= Fausto Marchetti =

Italian politician (1937–2017)

Fausto Marchetti (4 January 1937 – 30 March 2017) was an Italian lawyer and politician.

Marchetti was born on 4 January 1937 in Carrara, joined the Italian Socialist Party at the age of 16, and was elected to the municipal council in 1964. Upon the founding of the Italian Socialist Party of Proletarian Unity (PSIUP), Marchetti changed his party affiliation for the first time, and contested a seat on the Chamber of Deputies during the 1968 election.
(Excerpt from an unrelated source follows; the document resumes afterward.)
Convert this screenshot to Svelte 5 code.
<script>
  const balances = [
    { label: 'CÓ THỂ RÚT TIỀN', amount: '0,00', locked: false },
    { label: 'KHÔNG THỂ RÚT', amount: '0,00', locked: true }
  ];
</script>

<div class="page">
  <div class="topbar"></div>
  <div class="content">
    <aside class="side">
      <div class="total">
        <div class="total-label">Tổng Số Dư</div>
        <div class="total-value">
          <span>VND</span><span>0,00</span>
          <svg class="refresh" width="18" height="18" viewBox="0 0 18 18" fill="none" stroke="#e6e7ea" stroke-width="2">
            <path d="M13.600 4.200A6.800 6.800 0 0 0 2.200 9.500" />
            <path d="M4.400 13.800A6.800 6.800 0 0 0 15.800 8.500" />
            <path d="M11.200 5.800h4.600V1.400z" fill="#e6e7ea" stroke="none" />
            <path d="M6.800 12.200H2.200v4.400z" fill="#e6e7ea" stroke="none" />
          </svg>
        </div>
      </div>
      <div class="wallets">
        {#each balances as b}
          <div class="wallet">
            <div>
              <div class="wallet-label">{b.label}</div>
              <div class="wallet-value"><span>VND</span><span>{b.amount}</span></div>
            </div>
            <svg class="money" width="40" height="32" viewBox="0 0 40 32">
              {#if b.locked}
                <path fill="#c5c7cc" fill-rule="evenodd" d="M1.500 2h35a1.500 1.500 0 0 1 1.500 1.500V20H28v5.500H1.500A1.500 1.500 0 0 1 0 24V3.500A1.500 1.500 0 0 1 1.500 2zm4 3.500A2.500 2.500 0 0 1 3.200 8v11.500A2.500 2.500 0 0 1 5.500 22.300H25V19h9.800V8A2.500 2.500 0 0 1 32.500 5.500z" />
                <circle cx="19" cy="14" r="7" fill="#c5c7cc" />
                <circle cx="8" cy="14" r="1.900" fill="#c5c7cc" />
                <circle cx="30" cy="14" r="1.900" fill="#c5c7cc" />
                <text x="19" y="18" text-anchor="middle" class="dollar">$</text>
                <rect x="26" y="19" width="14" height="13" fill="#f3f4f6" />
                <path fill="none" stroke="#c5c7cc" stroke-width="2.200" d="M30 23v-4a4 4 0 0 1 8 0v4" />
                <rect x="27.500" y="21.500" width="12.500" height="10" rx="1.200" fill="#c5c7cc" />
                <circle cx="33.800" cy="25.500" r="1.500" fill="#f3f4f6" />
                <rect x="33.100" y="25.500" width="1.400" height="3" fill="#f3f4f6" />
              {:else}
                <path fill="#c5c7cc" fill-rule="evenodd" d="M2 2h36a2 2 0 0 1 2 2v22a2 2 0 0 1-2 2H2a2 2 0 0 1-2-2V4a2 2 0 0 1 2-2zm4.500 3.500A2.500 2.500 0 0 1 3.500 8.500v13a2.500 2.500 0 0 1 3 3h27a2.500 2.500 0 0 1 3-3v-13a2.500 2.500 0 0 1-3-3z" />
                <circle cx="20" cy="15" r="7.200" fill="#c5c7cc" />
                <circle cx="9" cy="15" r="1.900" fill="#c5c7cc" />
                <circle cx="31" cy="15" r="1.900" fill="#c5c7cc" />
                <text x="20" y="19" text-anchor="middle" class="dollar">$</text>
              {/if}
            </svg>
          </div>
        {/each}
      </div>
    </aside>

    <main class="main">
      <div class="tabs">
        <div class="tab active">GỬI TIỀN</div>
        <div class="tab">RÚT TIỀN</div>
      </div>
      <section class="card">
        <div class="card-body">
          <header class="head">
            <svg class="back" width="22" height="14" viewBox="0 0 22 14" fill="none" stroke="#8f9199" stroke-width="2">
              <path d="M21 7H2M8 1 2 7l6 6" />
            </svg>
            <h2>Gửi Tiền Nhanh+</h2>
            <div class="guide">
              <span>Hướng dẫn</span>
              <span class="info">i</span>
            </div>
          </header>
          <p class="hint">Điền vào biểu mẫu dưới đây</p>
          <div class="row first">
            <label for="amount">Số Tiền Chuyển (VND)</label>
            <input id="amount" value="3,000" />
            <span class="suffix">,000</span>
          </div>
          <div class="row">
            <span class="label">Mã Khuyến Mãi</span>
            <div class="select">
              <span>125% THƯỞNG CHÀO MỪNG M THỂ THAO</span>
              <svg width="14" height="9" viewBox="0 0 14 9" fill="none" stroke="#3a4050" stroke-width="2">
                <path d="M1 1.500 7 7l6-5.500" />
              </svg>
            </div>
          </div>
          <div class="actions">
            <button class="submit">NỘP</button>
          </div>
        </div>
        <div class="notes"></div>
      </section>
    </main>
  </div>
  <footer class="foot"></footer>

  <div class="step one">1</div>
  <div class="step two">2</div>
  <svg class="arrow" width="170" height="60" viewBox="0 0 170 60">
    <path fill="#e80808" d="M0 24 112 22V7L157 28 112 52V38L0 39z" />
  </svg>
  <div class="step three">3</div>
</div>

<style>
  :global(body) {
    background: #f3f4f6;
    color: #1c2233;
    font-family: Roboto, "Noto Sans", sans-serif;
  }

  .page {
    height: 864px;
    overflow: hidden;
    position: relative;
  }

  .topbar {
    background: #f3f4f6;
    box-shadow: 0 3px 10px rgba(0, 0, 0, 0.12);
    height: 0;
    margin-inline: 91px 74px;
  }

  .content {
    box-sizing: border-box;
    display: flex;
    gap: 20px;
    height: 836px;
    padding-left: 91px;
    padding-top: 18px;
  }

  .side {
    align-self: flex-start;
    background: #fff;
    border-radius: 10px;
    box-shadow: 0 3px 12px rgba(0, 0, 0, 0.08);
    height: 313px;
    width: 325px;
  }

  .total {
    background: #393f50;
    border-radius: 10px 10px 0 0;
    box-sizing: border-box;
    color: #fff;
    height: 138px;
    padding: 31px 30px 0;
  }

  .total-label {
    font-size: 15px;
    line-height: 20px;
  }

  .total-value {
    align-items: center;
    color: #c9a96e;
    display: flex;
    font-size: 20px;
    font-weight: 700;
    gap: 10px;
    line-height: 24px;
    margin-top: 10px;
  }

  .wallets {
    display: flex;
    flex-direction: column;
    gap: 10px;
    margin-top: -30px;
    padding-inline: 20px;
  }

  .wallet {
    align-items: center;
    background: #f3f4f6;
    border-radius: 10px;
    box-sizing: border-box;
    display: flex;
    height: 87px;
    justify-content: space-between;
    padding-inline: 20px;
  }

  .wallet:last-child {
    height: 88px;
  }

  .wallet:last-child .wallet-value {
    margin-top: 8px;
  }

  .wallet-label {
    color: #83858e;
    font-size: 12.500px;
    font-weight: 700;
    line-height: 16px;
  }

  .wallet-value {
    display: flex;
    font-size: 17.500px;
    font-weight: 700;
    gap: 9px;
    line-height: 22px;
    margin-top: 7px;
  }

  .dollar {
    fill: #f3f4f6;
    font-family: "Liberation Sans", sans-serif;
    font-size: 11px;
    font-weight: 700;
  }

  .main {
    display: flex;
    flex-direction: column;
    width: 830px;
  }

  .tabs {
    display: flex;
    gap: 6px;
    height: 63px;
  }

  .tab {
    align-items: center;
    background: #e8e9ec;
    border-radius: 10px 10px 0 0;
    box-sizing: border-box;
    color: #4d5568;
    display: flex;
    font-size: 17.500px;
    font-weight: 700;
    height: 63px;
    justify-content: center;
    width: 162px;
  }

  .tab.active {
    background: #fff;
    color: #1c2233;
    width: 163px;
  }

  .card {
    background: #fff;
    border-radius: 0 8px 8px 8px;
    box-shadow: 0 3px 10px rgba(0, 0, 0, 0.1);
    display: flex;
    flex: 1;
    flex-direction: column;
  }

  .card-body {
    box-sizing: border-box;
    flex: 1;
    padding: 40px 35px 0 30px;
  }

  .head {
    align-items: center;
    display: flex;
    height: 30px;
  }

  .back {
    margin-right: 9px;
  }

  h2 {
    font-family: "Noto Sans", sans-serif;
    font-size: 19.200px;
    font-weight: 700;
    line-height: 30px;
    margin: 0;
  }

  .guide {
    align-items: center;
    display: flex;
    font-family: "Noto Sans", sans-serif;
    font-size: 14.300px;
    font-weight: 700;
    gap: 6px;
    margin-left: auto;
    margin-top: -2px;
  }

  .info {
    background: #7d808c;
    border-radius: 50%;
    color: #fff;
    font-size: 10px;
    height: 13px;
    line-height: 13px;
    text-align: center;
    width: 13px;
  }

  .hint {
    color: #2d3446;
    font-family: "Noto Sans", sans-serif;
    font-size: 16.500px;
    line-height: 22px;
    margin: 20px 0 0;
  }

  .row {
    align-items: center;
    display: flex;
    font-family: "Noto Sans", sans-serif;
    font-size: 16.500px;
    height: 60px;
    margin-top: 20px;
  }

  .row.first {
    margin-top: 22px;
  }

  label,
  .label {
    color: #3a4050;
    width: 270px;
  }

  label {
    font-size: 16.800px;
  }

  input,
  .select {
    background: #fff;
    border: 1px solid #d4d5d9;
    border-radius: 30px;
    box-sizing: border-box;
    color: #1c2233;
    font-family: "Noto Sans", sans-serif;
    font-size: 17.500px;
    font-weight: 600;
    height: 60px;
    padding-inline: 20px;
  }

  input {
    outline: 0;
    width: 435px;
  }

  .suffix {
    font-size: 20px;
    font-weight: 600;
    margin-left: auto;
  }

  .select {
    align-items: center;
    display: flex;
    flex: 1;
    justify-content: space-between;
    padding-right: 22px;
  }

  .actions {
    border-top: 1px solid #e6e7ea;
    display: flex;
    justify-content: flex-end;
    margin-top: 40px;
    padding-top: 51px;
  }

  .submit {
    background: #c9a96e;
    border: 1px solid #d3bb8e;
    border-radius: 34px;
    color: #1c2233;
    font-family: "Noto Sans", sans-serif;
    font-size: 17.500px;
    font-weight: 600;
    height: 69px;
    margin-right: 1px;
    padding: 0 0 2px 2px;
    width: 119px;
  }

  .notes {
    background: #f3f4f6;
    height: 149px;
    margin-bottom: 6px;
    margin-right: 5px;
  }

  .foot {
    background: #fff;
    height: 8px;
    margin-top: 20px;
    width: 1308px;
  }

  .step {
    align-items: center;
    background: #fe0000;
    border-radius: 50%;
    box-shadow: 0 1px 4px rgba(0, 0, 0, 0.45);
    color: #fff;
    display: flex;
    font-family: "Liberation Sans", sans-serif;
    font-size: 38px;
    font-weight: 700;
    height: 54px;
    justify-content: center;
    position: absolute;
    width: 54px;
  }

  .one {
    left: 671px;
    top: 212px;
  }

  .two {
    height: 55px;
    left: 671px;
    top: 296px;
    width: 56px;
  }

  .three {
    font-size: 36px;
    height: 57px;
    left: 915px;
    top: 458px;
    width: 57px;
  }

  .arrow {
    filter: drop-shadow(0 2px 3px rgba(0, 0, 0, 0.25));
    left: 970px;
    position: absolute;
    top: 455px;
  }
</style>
In 1971, Marchetti joined the majority of PSIUP members in the Italian Communist Party (PCI). Between 1975 and 1985, Marchetti was the only PCI-affiliated member of the Regional Council of Tuscany representing Carrara. He subsequently returned to the municipal council, and was elected mayor of Carrara in 1987 and 1989. Marchetti resigned the mayoralty in 1991, and became a founding member of the Communist Refoundation Party (PRC). While a member of the PRC, Marchetti won election to the Senate in 1992, 1994, and 1996. He stepped down at the end of his third term in 2001, and died on 30 March 2017.

In 2010, Marchetti was awarded the Golden Wheel of Carrara. Marchetti's son Nicola published a biography of his father in 2018, and is also a politician.